→ WHAT TO PRODUCE:
Reproduce the listing below exactly, minus its pictures.

→ DATASET EXTRACT:

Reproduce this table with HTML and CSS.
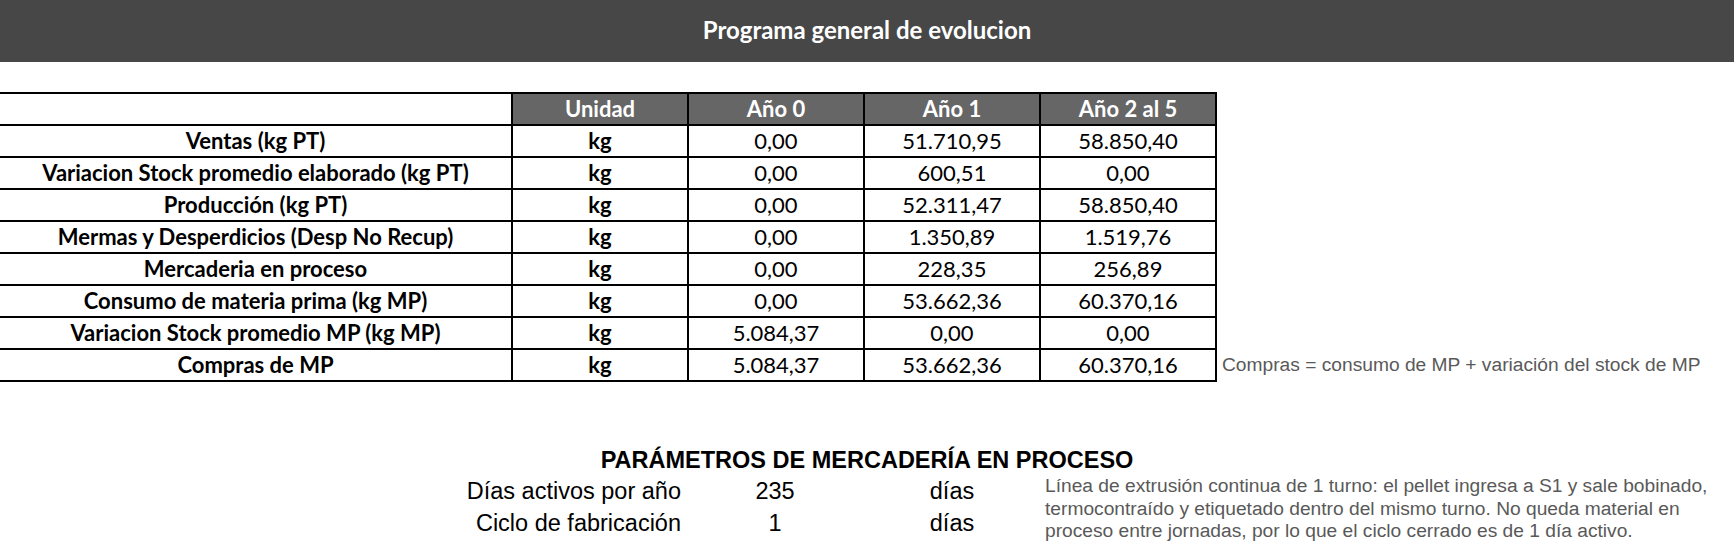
FILE: index.html
```html
<!DOCTYPE html>
<html lang="es">
<head>
<meta charset="utf-8">
<title>Programa general de evolucion</title>
<link rel="stylesheet" href="styles.css">
</head>
<body>
<header class="banner">Programa general de evolucion</header>

<section class="evo-wrap">
  <table class="evo">
    <colgroup>
      <col class="c-label">
      <col class="c-num">
      <col class="c-num">
      <col class="c-num">
      <col class="c-num">
      <col class="c-note">
    </colgroup>
    <thead>
      <tr>
        <th class="label blank"></th>
        <th>Unidad</th>
        <th>Año 0</th>
        <th>Año 1</th>
        <th>Año 2 al 5</th>
        <td class="note"></td>
      </tr>
    </thead>
    <tbody>
      <tr><td class="label">Ventas (kg PT)</td><td class="unit">kg</td><td>0,00</td><td>51.710,95</td><td>58.850,40</td><td class="note"></td></tr>
      <tr><td class="label">Variacion Stock promedio elaborado (kg PT)</td><td class="unit">kg</td><td>0,00</td><td>600,51</td><td>0,00</td><td class="note"></td></tr>
      <tr><td class="label">Producción (kg PT)</td><td class="unit">kg</td><td>0,00</td><td>52.311,47</td><td>58.850,40</td><td class="note"></td></tr>
      <tr><td class="label">Mermas y Desperdicios (Desp No Recup)</td><td class="unit">kg</td><td>0,00</td><td>1.350,89</td><td>1.519,76</td><td class="note"></td></tr>
      <tr><td class="label">Mercaderia en proceso</td><td class="unit">kg</td><td>0,00</td><td>228,35</td><td>256,89</td><td class="note"></td></tr>
      <tr><td class="label">Consumo de materia prima (kg MP)</td><td class="unit">kg</td><td>0,00</td><td>53.662,36</td><td>60.370,16</td><td class="note"></td></tr>
      <tr><td class="label">Variacion Stock promedio MP (kg MP)</td><td class="unit">kg</td><td>5.084,37</td><td>0,00</td><td>0,00</td><td class="note"></td></tr>
      <tr><td class="label">Compras de MP</td><td class="unit">kg</td><td>5.084,37</td><td>53.662,36</td><td>60.370,16</td><td class="note">Compras = consumo de MP + variación del stock de MP</td></tr>
    </tbody>
  </table>
</section>

<section class="params">
  <h2 class="params-title">PARÁMETROS DE MERCADERÍA EN PROCESO</h2>
  <div class="params-grid">
    <div class="p-label">Días activos por año</div>
    <div class="p-value">235</div>
    <div class="p-unit">días</div>
    <p class="p-desc">Línea de extrusión continua de 1 turno: el pellet ingresa a S1 y sale bobinado,<br>termocontraído y etiquetado dentro del mismo turno. No queda material en<br>proceso entre jornadas, por lo que el ciclo cerrado es de 1 día activo.</p>
    <div class="p-label">Ciclo de fabricación</div>
    <div class="p-value">1</div>
    <div class="p-unit">días</div>
  </div>
</section>
</body>
</html>
```

FILE: styles.css
```css
html, body {
  margin: 0;
  padding: 0;
  background: #ffffff;
}

body {
  width: 1734px;
  height: 546px;
  overflow: hidden;
  font-family: Lato, "Open Sans", sans-serif;
  color: #000000;
}

.banner {
  box-sizing: border-box;
  height: 62px;
  padding-bottom: 4px;
  background: #474747;
  color: #ffffff;
  font-family: Lato, "Open Sans", sans-serif;
  font-weight: 700;
  font-size: 24px;
  display: flex;
  align-items: center;
  justify-content: center;
}

.evo-wrap {
  padding-top: 30px;
}

.evo {
  border-collapse: collapse;
  table-layout: fixed;
  width: 1734px;
  font-size: 22px;
}

.c-label { width: 512px; }
.c-num { width: 176px; }
.c-note { width: 518px; }

.evo tr {
  height: 32px;
}

.evo th,
.evo td {
  border: 2px solid #000000;
  padding: 0;
  text-align: center;
  vertical-align: middle;
  line-height: 28px;
  white-space: nowrap;
}

.evo th {
  background: #666666;
  color: #ffffff;
  font-weight: 700;
}

.evo th.blank {
  background: #ffffff;
}

.evo .label {
  border-left: none;
  font-weight: 700;
}

.evo .unit {
  font-weight: 700;
}

.evo td.note {
  border: none;
  text-align: left;
  padding-left: 5px;
  font-family: "Liberation Sans", Arial, sans-serif;
  font-size: 19.2px;
  color: #595959;
}

.params {
  font-family: "Liberation Sans", Arial, sans-serif;
}

.params-title {
  margin: 68px 0 0 0;
  text-align: center;
  font-size: 23.5px;
  line-height: 20px;
  font-weight: 700;
  color: #000000;
}

.params-grid {
  display: grid;
  grid-template-columns: 681px 188px 166px 1fr;
  grid-auto-rows: 32px;
  margin-top: 5px;
  font-size: 23.5px;
  line-height: 32px;
}

.p-label {
  text-align: right;
}

.p-value,
.p-unit {
  text-align: center;
}

.p-desc {
  grid-column: 4;
  grid-row: 1 / span 2;
  margin: 0;
  padding-left: 10px;
  font-size: 19.2px;
  line-height: 22.5px;
  color: #595959;
  white-space: nowrap;
}
```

→ RESPONSE TO THE EXERCISE:
Reproduce this table with HTML and CSS.
FILE: index.html
```html
<!DOCTYPE html>
<html lang="es">
<head>
<meta charset="utf-8">
<title>Programa general de evolucion</title>
<link rel="stylesheet" href="styles.css">
</head>
<body>
<header class="banner">Programa general de evolucion</header>

<section class="evo-wrap">
  <table class="evo">
    <colgroup>
      <col class="c-label">
      <col class="c-num">
      <col class="c-num">
      <col class="c-num">
      <col class="c-num">
      <col class="c-note">
    </colgroup>
    <thead>
      <tr>
        <th class="label blank"></th>
        <th>Unidad</th>
        <th>Año 0</th>
        <th>Año 1</th>
        <th>Año 2 al 5</th>
        <td class="note"></td>
      </tr>
    </thead>
    <tbody>
      <tr><td class="label">Ventas (kg PT)</td><td class="unit">kg</td><td>0,00</td><td>51.710,95</td><td>58.850,40</td><td class="note"></td></tr>
      <tr><td class="label">Variacion Stock promedio elaborado (kg PT)</td><td class="unit">kg</td><td>0,00</td><td>600,51</td><td>0,00</td><td class="note"></td></tr>
      <tr><td class="label">Producción (kg PT)</td><td class="unit">kg</td><td>0,00</td><td>52.311,47</td><td>58.850,40</td><td class="note"></td></tr>
      <tr><td class="label">Mermas y Desperdicios (Desp No Recup)</td><td class="unit">kg</td><td>0,00</td><td>1.350,89</td><td>1.519,76</td><td class="note"></td></tr>
      <tr><td class="label">Mercaderia en proceso</td><td class="unit">kg</td><td>0,00</td><td>228,35</td><td>256,89</td><td class="note"></td></tr>
      <tr><td class="label">Consumo de materia prima (kg MP)</td><td class="unit">kg</td><td>0,00</td><td>53.662,36</td><td>60.370,16</td><td class="note"></td></tr>
      <tr><td class="label">Variacion Stock promedio MP (kg MP)</td><td class="unit">kg</td><td>5.084,37</td><td>0,00</td><td>0,00</td><td class="note"></td></tr>
      <tr><td class="label">Compras de MP</td><td class="unit">kg</td><td>5.084,37</td><td>53.662,36</td><td>60.370,16</td><td class="note">Compras = consumo de MP + variación del stock de MP</td></tr>
    </tbody>
  </table>
</section>

<section class="params">
  <h2 class="params-title">PARÁMETROS DE MERCADERÍA EN PROCESO</h2>
  <div class="params-grid">
    <div class="p-label">Días activos por año</div>
    <div class="p-value">235</div>
    <div class="p-unit">días</div>
    <p class="p-desc">Línea de extrusión continua de 1 turno: el pellet ingresa a S1 y sale bobinado,<br>termocontraído y etiquetado dentro del mismo turno. No queda material en<br>proceso entre jornadas, por lo que el ciclo cerrado es de 1 día activo.</p>
    <div class="p-label">Ciclo de fabricación</div>
    <div class="p-value">1</div>
    <div class="p-unit">días</div>
  </div>
</section>
</body>
</html>
```

FILE: styles.css
```css
html, body {
  margin: 0;
  padding: 0;
  background: #ffffff;
}

body {
  width: 1734px;
  height: 546px;
  overflow: hidden;
  font-family: Lato, "Open Sans", sans-serif;
  color: #000000;
}

.banner {
  box-sizing: border-box;
  height: 62px;
  padding-bottom: 4px;
  background: #474747;
  color: #ffffff;
  font-family: Lato, "Open Sans", sans-serif;
  font-weight: 700;
  font-size: 24px;
  display: flex;
  align-items: center;
  justify-content: center;
}

.evo-wrap {
  padding-top: 30px;
}

.evo {
  border-collapse: collapse;
  table-layout: fixed;
  width: 1734px;
  font-size: 22px;
}

.c-label { width: 512px; }
.c-num { width: 176px; }
.c-note { width: 518px; }

.evo tr {
  height: 32px;
}

.evo th,
.evo td {
  border: 2px solid #000000;
  padding: 0;
  text-align: center;
  vertical-align: middle;
  line-height: 28px;
  white-space: nowrap;
}

.evo th {
  background: #666666;
  color: #ffffff;
  font-weight: 700;
}

.evo th.blank {
  background: #ffffff;
}

.evo .label {
  border-left: none;
  font-weight: 700;
}

.evo .unit {
  font-weight: 700;
}

.evo td.note {
  border: none;
  text-align: left;
  padding-left: 5px;
  font-family: "Liberation Sans", Arial, sans-serif;
  font-size: 19.2px;
  color: #595959;
}

.params {
  font-family: "Liberation Sans", Arial, sans-serif;
}

.params-title {
  margin: 68px 0 0 0;
  text-align: center;
  font-size: 23.5px;
  line-height: 20px;
  font-weight: 700;
  color: #000000;
}

.params-grid {
  display: grid;
  grid-template-columns: 681px 188px 166px 1fr;
  grid-auto-rows: 32px;
  margin-top: 5px;
  font-size: 23.5px;
  line-height: 32px;
}

.p-label {
  text-align: right;
}

.p-value,
.p-unit {
  text-align: center;
}

.p-desc {
  grid-column: 4;
  grid-row: 1 / span 2;
  margin: 0;
  padding-left: 10px;
  font-size: 19.2px;
  line-height: 22.5px;
  color: #595959;
  white-space: nowrap;
}
```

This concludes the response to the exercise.